Stored data ::
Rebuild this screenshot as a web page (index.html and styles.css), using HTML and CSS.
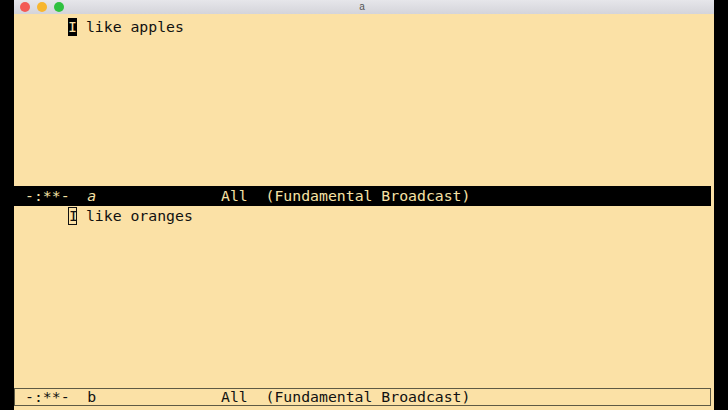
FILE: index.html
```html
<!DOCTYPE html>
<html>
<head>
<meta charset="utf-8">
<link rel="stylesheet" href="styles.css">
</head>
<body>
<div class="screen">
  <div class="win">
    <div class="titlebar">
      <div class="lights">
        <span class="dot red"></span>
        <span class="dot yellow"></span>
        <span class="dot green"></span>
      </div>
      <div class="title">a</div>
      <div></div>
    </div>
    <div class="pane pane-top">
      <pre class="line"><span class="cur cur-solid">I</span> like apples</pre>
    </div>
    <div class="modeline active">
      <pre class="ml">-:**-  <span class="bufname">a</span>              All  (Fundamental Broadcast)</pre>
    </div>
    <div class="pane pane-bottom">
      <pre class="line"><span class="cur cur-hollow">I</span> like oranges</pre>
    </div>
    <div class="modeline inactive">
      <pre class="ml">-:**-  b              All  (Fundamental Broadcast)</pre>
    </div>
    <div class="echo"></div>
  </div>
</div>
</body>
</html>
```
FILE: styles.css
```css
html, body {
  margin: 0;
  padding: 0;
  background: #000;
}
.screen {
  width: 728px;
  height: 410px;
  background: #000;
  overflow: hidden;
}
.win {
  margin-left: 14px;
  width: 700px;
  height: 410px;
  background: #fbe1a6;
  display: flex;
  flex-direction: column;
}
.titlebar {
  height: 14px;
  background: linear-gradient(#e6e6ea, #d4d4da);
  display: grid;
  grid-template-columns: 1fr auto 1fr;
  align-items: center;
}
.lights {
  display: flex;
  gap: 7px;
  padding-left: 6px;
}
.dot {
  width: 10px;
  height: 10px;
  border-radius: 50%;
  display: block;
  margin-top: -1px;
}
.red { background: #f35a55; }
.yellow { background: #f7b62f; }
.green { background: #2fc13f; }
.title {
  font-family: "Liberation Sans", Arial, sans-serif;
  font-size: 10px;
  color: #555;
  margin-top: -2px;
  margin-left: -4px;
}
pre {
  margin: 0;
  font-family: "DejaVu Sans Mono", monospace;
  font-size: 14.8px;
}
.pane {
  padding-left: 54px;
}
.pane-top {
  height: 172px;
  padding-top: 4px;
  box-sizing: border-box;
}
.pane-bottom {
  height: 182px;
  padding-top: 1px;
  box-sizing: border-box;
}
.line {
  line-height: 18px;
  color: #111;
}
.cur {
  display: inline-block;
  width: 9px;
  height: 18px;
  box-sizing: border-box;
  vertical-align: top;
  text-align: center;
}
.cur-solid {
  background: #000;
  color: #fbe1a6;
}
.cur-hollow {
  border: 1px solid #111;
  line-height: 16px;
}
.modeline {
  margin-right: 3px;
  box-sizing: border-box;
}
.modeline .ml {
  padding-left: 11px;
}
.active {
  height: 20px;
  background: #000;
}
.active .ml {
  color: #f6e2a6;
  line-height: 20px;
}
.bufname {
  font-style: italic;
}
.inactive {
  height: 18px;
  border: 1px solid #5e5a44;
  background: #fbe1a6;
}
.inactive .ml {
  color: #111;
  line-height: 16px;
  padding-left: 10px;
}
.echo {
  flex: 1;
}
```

* * *

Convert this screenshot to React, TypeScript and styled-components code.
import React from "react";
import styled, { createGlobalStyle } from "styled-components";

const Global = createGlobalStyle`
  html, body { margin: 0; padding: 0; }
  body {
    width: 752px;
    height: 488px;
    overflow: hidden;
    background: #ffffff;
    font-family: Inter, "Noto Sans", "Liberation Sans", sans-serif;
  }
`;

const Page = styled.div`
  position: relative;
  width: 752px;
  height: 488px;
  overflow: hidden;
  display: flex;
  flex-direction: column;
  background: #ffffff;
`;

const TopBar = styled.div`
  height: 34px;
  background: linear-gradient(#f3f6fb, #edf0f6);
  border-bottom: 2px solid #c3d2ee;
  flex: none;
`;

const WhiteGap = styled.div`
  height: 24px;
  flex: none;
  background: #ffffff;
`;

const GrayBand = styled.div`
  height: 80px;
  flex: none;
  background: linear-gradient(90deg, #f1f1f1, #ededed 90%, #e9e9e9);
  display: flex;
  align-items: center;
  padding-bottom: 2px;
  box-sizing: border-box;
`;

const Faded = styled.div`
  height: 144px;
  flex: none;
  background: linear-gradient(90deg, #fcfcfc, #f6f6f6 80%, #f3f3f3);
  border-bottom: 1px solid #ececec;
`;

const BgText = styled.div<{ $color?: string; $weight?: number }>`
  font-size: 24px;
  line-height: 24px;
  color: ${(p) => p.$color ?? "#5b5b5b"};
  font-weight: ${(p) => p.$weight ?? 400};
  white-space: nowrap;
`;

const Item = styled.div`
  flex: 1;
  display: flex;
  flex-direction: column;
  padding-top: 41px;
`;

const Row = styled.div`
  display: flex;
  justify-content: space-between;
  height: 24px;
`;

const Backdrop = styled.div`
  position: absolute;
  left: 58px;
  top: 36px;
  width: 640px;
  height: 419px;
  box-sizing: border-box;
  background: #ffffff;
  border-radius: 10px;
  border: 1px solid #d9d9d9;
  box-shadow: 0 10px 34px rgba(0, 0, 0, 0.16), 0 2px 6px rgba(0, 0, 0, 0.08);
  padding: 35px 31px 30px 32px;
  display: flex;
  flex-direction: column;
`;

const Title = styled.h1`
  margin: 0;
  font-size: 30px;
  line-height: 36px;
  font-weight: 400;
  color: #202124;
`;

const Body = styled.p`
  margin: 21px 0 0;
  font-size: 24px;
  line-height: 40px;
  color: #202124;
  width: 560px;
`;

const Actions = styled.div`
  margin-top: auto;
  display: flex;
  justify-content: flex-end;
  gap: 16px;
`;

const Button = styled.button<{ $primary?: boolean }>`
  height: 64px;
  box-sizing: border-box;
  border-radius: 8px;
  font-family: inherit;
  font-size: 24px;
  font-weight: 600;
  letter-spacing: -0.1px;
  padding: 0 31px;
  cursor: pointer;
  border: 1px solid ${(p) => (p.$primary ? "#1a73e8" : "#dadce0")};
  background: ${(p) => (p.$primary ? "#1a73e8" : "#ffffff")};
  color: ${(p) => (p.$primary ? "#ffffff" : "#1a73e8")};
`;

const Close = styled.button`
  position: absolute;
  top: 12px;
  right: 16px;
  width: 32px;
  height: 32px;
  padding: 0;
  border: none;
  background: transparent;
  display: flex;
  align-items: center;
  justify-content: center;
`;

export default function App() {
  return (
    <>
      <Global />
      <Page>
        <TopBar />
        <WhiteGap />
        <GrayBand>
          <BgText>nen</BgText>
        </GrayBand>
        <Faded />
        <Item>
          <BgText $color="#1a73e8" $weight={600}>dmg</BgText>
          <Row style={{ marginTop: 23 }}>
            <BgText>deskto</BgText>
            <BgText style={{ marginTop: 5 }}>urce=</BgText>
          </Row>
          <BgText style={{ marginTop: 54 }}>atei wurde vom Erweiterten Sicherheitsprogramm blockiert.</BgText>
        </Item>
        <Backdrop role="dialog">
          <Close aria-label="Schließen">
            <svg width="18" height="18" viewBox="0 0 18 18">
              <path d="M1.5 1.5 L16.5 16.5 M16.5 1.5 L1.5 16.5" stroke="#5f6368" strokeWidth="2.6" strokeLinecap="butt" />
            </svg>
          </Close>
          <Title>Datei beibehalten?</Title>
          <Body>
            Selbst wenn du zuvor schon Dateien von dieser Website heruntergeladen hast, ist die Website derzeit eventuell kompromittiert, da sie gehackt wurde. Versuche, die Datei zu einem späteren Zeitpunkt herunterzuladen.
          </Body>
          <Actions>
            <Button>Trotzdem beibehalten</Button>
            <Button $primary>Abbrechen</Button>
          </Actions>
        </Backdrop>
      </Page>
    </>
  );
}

Task objective ::
Read through the entries and copy each line in which "styles" appears.

Output of the exercise ::
Rebuild this screenshot as a web page (index.html and styles.css), using HTML and CSS.
<link rel="stylesheet" href="styles.css">
FILE: styles.css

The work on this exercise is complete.